Sexual and interpersonal misconduct can take many forms including, but not limited to the following:

  • Rape
  • Sexual battery
  • Sexual assault
  • Unwelcome sexual advances
  • Unsolicited requests for sexual favors
  • Unwelcome contact with an intimate body part
  • Nonconsensual exposure of a sexual nature
  • Sexual coercion
  • Prostituting another person
  • Sexual exploitation
  • Invasion of sexual privacy
  • Dating violence
  • Domestic violence
  • Stalking

Consent is the unambiguous and willing participation or cooperation in act, behavior or attitude that is commonly understood to be consistent with the exercise of free will. It is the responsibility of each person involved in the sexual activity to ensure that they have the affirmative consent of the other(s) to engage in the sexual activity.

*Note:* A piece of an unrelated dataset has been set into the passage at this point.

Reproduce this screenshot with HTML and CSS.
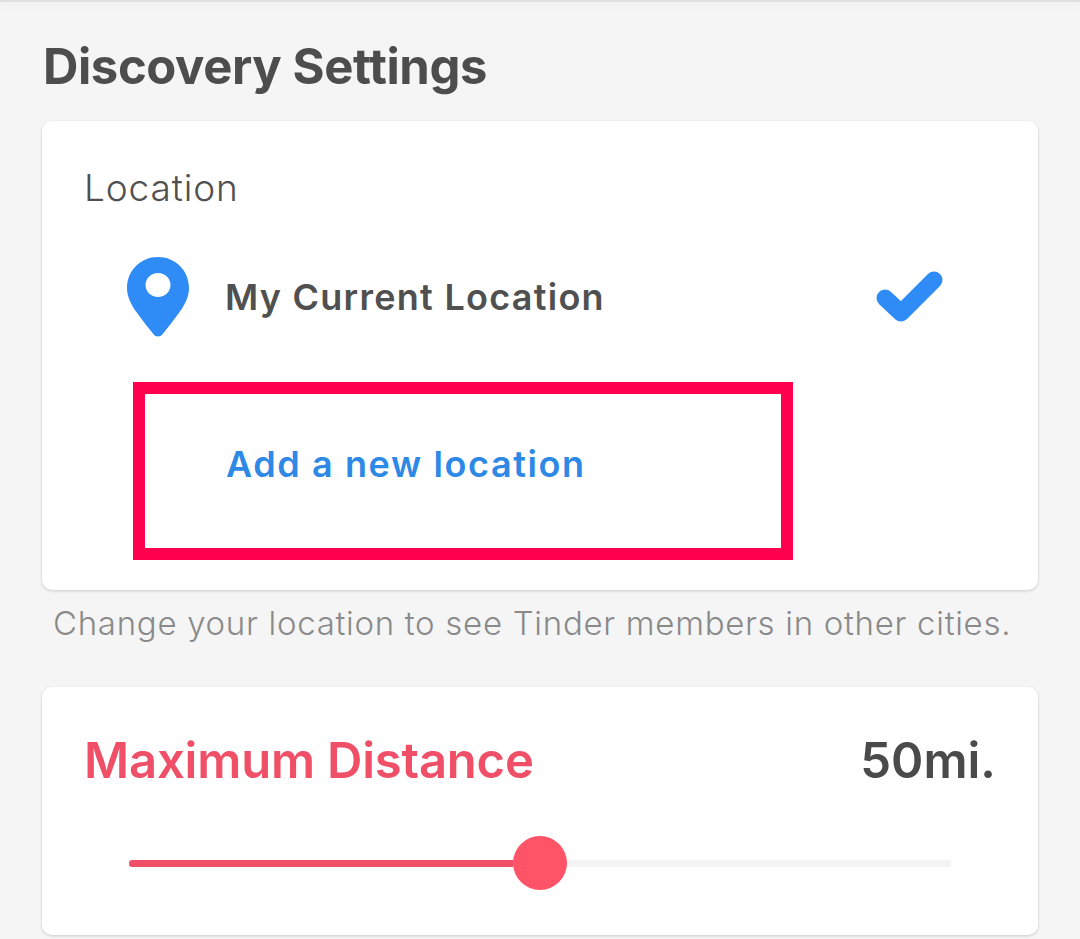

Consent requires participants who are lawful adults, fully conscious, equally free and legally competent to act, have clearly communicated their willingness, cooperation or permission to participate in the specific sexual activity engaged in, are positive and clear about their desires and are able to cease ongoing consensual activity at any time. Refusal to consent does not have to be verbal; it can be expressed with clear gestures, body language or attitude. Lack of protest or resistance does not mean consent, nor does silence mean consent. Prior sexual history between the individuals, by itself, does not constitute consent, nor does consenting to sexual activity with one person imply consent to sexual activity with another person.